Image credit: Reuters

Porte is now languishing in 17th place in the overall standings, 8:52 down on Contador – a rider he trailed by just 20 seconds at the start of what has proved to be a horror week for the Tasmanian.
"The GC is probably too hard now but we will be there fighting for stage wins,” said Kiryienka. Sky’s best placed rider is now Leopold Konig of the Czech Republic in tenth, 5:35 down on Contador.
Aru, the first Sardinian to wear the famous maglia rosa, relinquished the jersey after finishing the longest time trial of his career 3:01 down on Kiryienka to drop more almost two-and-a-half minutes behind his rival Contador.
"I’m really happy – although my legs are killing me,” Contador candidly admitted after his third-place ride. "The wind change was very difficult and I wasn’t sure how I would go today.”
If Contador was unsure, the same could not be said about his Tinkoff-Saxo manager Oleg Tinkov.
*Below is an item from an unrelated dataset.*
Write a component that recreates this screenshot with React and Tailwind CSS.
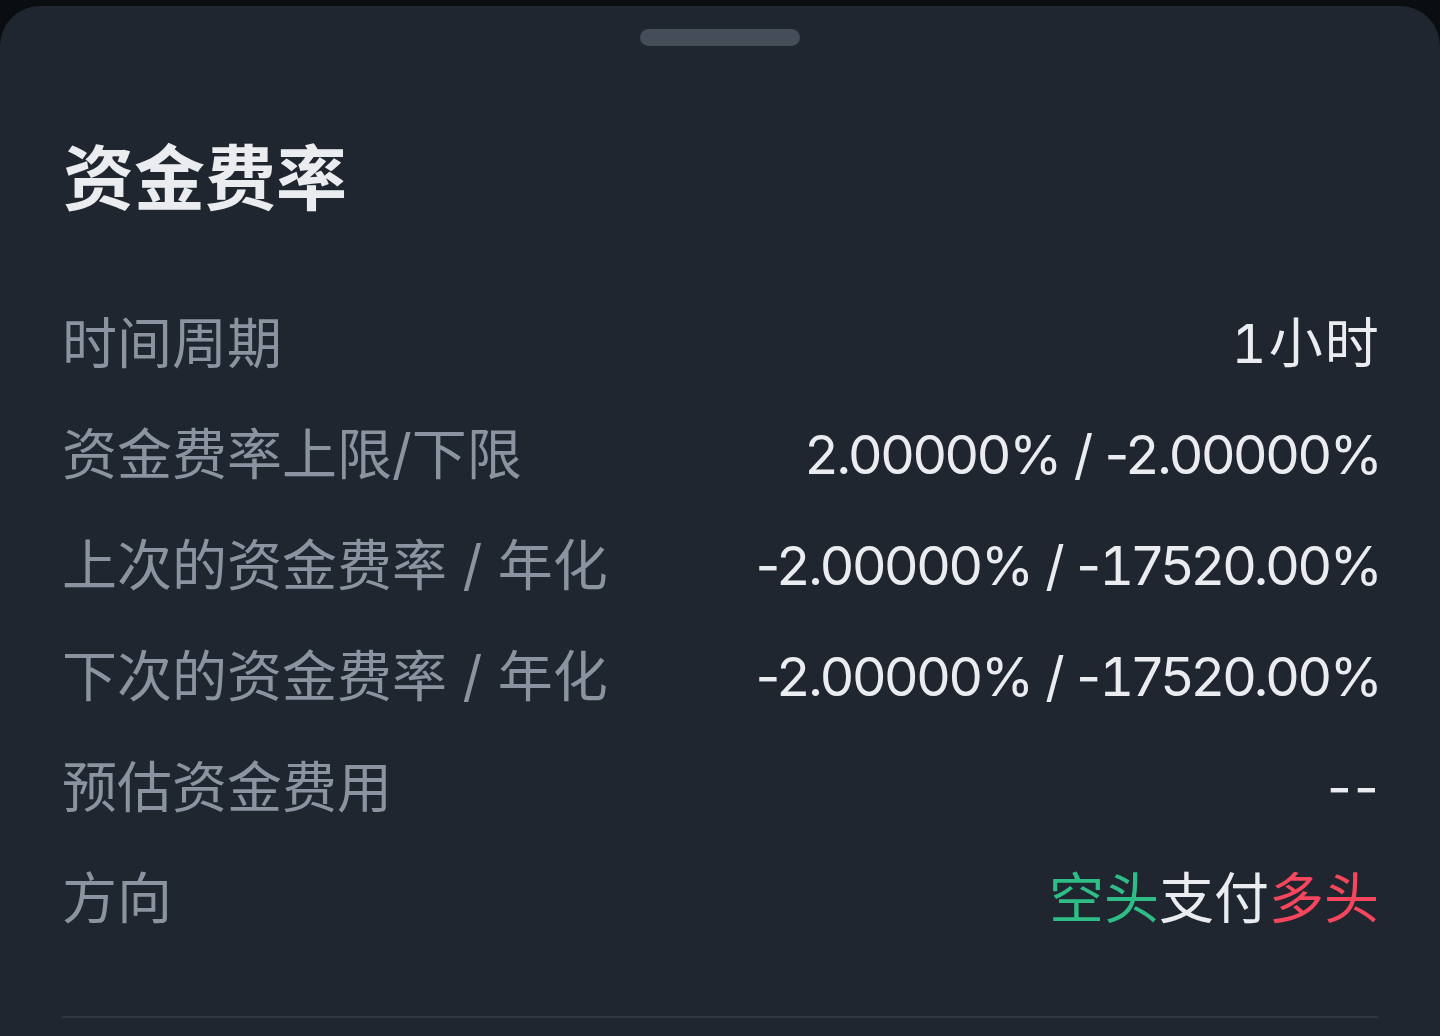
import React from "react";

const rows = [
  { label: "时间周期", value: "1小时", numeric: false },
  { label: "资金费率上限/下限", value: "2.00000% / -2.00000%", numeric: true },
  { label: "上次的资金费率 / 年化", value: "-2.00000% / -17520.00%", numeric: true },
  { label: "下次的资金费率 / 年化", value: "-2.00000% / -17520.00%", numeric: true },
  { label: "预估资金费用", value: "--", numeric: false },
];

// Digit "1" uses the tabular glyph so figures keep an even rhythm.
function Figures({ text }) {
  const parts = text.split("1");
  return parts.map((p, i) => (
    <React.Fragment key={i}>
      {p}
      {i < parts.length - 1 && <span className="tabular-nums">1</span>}
    </React.Fragment>
  ));
}

export default function App() {
  return (
    <div
      className="w-[1440px] h-[1036px] bg-[#0b0e11] overflow-hidden pt-[6px]"
      style={{ fontFamily: '"Inter", "Noto Sans CJK SC", sans-serif' }}
    >
      <div className="h-[1100px] bg-[#1f2630] rounded-t-[40px] flex flex-col">
        {/* drag handle */}
        <div className="flex justify-center pt-[23px]">
          <div className="w-[160px] h-[17px] rounded-full bg-[#454d59]" />
        </div>

        <h1 className="mt-[92px] px-[63px] text-[71px] leading-[80px] font-bold text-[#eaecef]">
          资金费率
        </h1>

        <div className="mt-[70px] pl-[62px] pr-[61px] flex flex-col">
          {rows.map((r) => (
            <div key={r.label} className="h-[111px] flex items-center justify-between">
              <span className="text-[55px] text-[#8a939f]">{r.label}</span>
              {r.numeric ? (
                <span className="text-[54px] text-[#eaecef] tracking-[-0.035em] mr-[-2px]">
                  <Figures text={r.value} />
                </span>
              ) : (
                <span className="text-[54px] text-[#eaecef] tracking-[0.04em] mr-[-2px]">
                  <Figures text={r.value} />
                </span>
              )}
            </div>
          ))}
          <div className="h-[111px] flex items-center justify-between">
            <span className="text-[55px] text-[#8a939f]">方向</span>
            <span className="text-[55px]">
              <span className="text-[#2ebd85]">空头</span>
              <span className="text-[#eaecef]">支付</span>
              <span className="text-[#f6465d]">多头</span>
            </span>
          </div>
        </div>

        <div className="mt-[62px] mx-[62px] h-[2px] bg-[#2f3742]" />
      </div>
    </div>
  );
}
The flamboyant Russian told Eurosport that he "almost got a heart attack” when he witnessed his leader’s crash in Friday’s finale on a television in his office in Moscow.
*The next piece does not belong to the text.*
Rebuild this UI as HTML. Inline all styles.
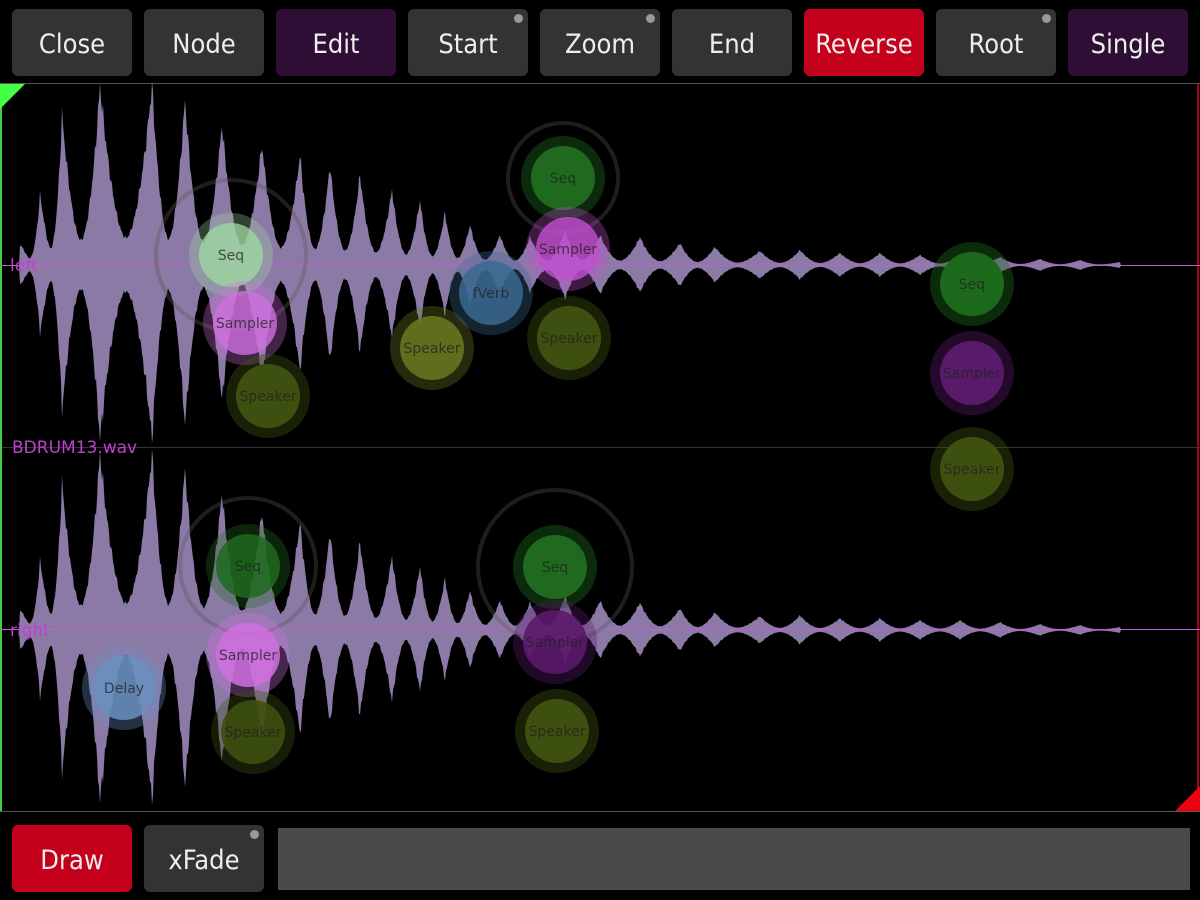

"But I was not surprised about his performance today,” Tinkov added. "I don’t know why anyone doubted Alberto. He would have won today if the wind had not changed.
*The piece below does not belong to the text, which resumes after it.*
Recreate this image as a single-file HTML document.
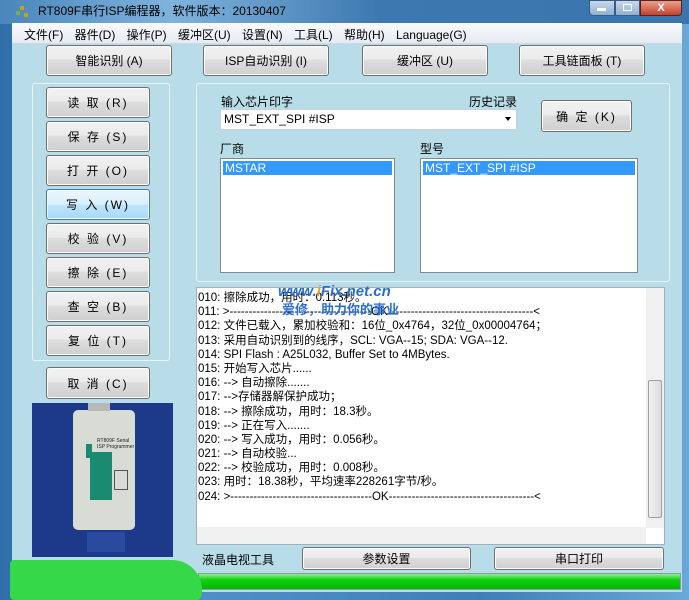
<!DOCTYPE html>
<html><head><meta charset="utf-8"><style>
*{margin:0;padding:0;box-sizing:border-box}
body{width:689px;height:600px;overflow:hidden;position:relative;font-family:"Liberation Sans","Noto Sans CJK SC",sans-serif;font-size:12px;color:#000;background:#4d8fc4}
.a{position:absolute}
.btn{position:absolute;border:1px solid #707070;border-radius:3px;background:linear-gradient(#f2f2f2 0%,#ebebeb 45%,#dddddd 50%,#cfcfcf 100%);display:flex;align-items:center;justify-content:center;font-size:12px;box-shadow:inset 0 0 0 1px #fcfcfc}
.grp{position:absolute;border:1px solid #e8f4f8;border-radius:3px}
.list{position:absolute;background:#fff;border:1px solid #828790}
.sel{position:absolute;left:2px;right:2px;top:2px;height:14px;background:#3399ff;color:#fff;padding-left:2px;line-height:14px}
.log div{height:14.2px;line-height:14.2px;white-space:nowrap}
</style></head><body>
<div class="a" style="left:0;top:0;width:689px;height:600px;background:linear-gradient(90deg,#2f6ea8,#4d90c8 30%,#3f7fb8 70%,#6aa8d8)"></div>
<div class="a" style="left:0;top:0;width:689px;height:24px;background:linear-gradient(90deg,#4a86bb,#7fb3dc 25%,#3d79b0 55%,#3a75ad)"></div>
<div class="a" style="left:20px;top:6px;width:4px;height:4px;background:#c8a020"></div>
<div class="a" style="left:16px;top:11px;width:4px;height:4px;background:#7ab040"></div>
<div class="a" style="left:24px;top:13px;width:4px;height:4px;background:#c8a020"></div>
<div class="a" style="left:38px;top:2px;font-size:12px;color:#000">RT809F串行ISP编程器，软件版本：20130407</div>
<div class="a" style="left:589px;top:0;width:26px;height:16px;border:1px solid #3a5a80;border-radius:0 0 0 4px;background:linear-gradient(#c8d8ea,#8fb0d4)"></div>
<div class="a" style="left:615px;top:0;width:25px;height:16px;border:1px solid #3a5a80;background:linear-gradient(#c8d8ea,#8fb0d4)"></div>
<div class="a" style="left:640px;top:0;width:42px;height:16px;border:1px solid #5a2020;border-radius:0 0 4px 0;background:linear-gradient(#e8a090,#c8402a);color:#fff;font-weight:bold;text-align:center;font-size:11px;line-height:14px">X</div>
<div class="a" style="left:597px;top:8px;width:9px;height:3px;background:#fff"></div>
<div class="a" style="left:623px;top:4px;width:9px;height:7px;border:1px solid #fff"></div>
<!-- menu -->
<div class="a" style="left:12px;top:23px;width:670px;height:21px;background:linear-gradient(#fafbfd,#e6ebf3);border-bottom:1px solid #d0d8e0"></div>
<div class="a" style="left:24px;top:26px;font-size:12px;word-spacing:8px;white-space:nowrap">文件(F) 器件(D) 操作(P) 缓冲区(U) 设置(N) 工具(L) 帮助(H) Language(G)</div>
<!-- client -->
<div class="a" style="left:12px;top:44px;width:670px;height:548px;background:#b9dde8"></div>
<div class="btn" style="left:46px;top:45px;width:126px;height:31px">智能识别 (A)</div>
<div class="btn" style="left:203px;top:45px;width:126px;height:31px">ISP自动识别 (I)</div>
<div class="btn" style="left:362px;top:45px;width:126px;height:31px">缓冲区 (U)</div>
<div class="btn" style="left:519px;top:45px;width:126px;height:31px">工具链面板 (T)</div>
<div class="grp" style="left:32px;top:83px;width:138px;height:278px"></div>
<div class="btn" style="left:46px;top:87px;width:104px;height:31px;letter-spacing:2px">读 取 (R)</div>
<div class="btn" style="left:46px;top:121px;width:104px;height:31px;letter-spacing:2px">保 存 (S)</div>
<div class="btn" style="left:46px;top:155px;width:104px;height:31px;letter-spacing:2px">打 开 (O)</div>
<div class="btn" style="left:46px;top:189px;width:104px;height:31px;letter-spacing:2px;border-color:#3c7fb1;background:linear-gradient(#eaf6fd,#d9f0fc 50%,#bee6fd 51%,#a7d9f5)">写 入 (W)</div>
<div class="btn" style="left:46px;top:223px;width:104px;height:31px;letter-spacing:2px">校 验 (V)</div>
<div class="btn" style="left:46px;top:257px;width:104px;height:31px;letter-spacing:2px">擦 除 (E)</div>
<div class="btn" style="left:46px;top:291px;width:104px;height:31px;letter-spacing:2px">查 空 (B)</div>
<div class="btn" style="left:46px;top:325px;width:104px;height:31px;letter-spacing:2px">复 位 (T)</div>
<div class="btn" style="left:46px;top:367px;width:104px;height:32px;letter-spacing:2px">取 消 (C)</div>
<!-- image -->
<div class="a" style="left:32px;top:403px;width:141px;height:154px;background:#1d3a8a"></div>
<div class="a" style="left:73px;top:410px;width:62px;height:120px;background:#d8dcd4;border-radius:5px"></div>
<div class="a" style="left:88px;top:403px;width:22px;height:8px;background:#b8b8b8"></div>
<div class="a" style="left:87px;top:532px;width:38px;height:20px;background:#2a4aa0"></div>
<div class="a" style="left:90px;top:452px;width:22px;height:48px;background:#1a8a70"></div>
<div class="a" style="left:86px;top:444px;width:6px;height:14px;background:#1a8a70"></div>
<div class="a" style="left:114px;top:470px;width:14px;height:20px;border:1px solid #555"></div>
<div class="a" style="left:97px;top:438px;font-size:5px;color:#222">RT809F Serial<br>ISP Programmer</div>
<!-- right group -->
<div class="grp" style="left:196px;top:83px;width:474px;height:199px"></div>
<div class="a" style="left:221px;top:93px">输入芯片印字</div>
<div class="a" style="left:469px;top:93px">历史记录</div>
<div class="a" style="left:220px;top:109px;width:297px;height:21px;background:#fff;border:1px solid #c8d2da;padding-left:3px;line-height:19px">MST_EXT_SPI #ISP</div>
<div class="a" style="left:505px;top:117px;width:0;height:0;border-left:3px solid transparent;border-right:3px solid transparent;border-top:4px solid #000"></div>
<div class="btn" style="left:541px;top:100px;width:91px;height:32px;letter-spacing:2px">确 定 (K)</div>
<div class="a" style="left:220px;top:140px">厂商</div>
<div class="a" style="left:420px;top:140px">型号</div>
<div class="list" style="left:220px;top:158px;width:175px;height:115px"><div class="sel">MSTAR</div></div>
<div class="list" style="left:420px;top:158px;width:218px;height:115px"><div class="sel">MST_EXT_SPI #ISP</div></div>
<!-- log -->
<div class="a" style="left:196px;top:287px;width:469px;height:258px;background:#fff;border:1px solid #a0b0c0"></div>
<div class="a log" style="left:198px;top:291px;font-size:11.5px">
<div>010: 擦除成功，用时：0.113秒。</div>
<div>011: &gt;-------------------------------------OK--------------------------------------&lt;</div>
<div>012: 文件已载入，累加校验和：16位_0x4764，32位_0x00004764；</div>
<div>013: 采用自动识别到的线序，SCL: VGA--15; SDA: VGA--12.</div>
<div>014: SPI Flash : A25L032, Buffer Set to 4MBytes.</div>
<div>015: 开始写入芯片......</div>
<div>016: --&gt; 自动擦除.......</div>
<div>017: --&gt;存储器解保护成功；</div>
<div>018: --&gt; 擦除成功，用时：18.3秒。</div>
<div>019: --&gt; 正在写入.......</div>
<div>020: --&gt; 写入成功，用时：0.056秒。</div>
<div>021: --&gt; 自动校验...</div>
<div>022: --&gt; 校验成功，用时：0.008秒。</div>
<div>023: 用时：18.38秒，平均速率228261字节/秒。</div>
<div>024: &gt;-------------------------------------OK--------------------------------------&lt;</div>
</div>
<div class="a" style="left:646px;top:288px;width:18px;height:240px;background:#f0f0f0"></div>
<div class="a" style="left:648px;top:380px;width:14px;height:138px;background:linear-gradient(90deg,#f0f0f0,#dcdcdc);border:1px solid #a0a0a0;border-radius:2px"></div>
<div class="a" style="left:197px;top:527px;width:449px;height:17px;background:#f0f0f0"></div>
<div class="a" style="left:278px;top:283px;font-size:15px;font-weight:bold;font-style:italic;color:#2a6fd0">www.<span style="color:#f0a000">i</span>Fix.net.cn</div>
<div class="a" style="left:282px;top:299px;font-size:13px;font-weight:bold;color:#2a6fd0">爱修，助力你的事业</div>
<!-- bottom -->
<div class="a" style="left:202px;top:551px;font-size:12px">液晶电视工具</div>
<div class="btn" style="left:302px;top:547px;width:169px;height:23px">参数设置</div>
<div class="btn" style="left:494px;top:547px;width:170px;height:23px">串口打印</div>
<div class="a" style="left:198px;top:573px;width:483px;height:17px;border:1px solid #8a9aa0;background:linear-gradient(#8ef08e,#10d010 40%,#00b800)"></div>
<div class="a" style="left:10px;top:560px;width:192px;height:40px;background:#35d848;border-radius:4px 30px 6px 4px"></div>
</body></html>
"Astana will give us a hard time in the mountains but Alberto is very strong and he doesn’t have to attack. But we all know Alberto – he will attack anyway.”
The Giro d’Italia hits the high mountains on Sunday with the gruelling 165km stage 15 from Marostica to Madonna di Campiglio, which culminates in back-to-back first category climbs including the summit finish where the late Marco Pantani recorded his last ever victory in 1999.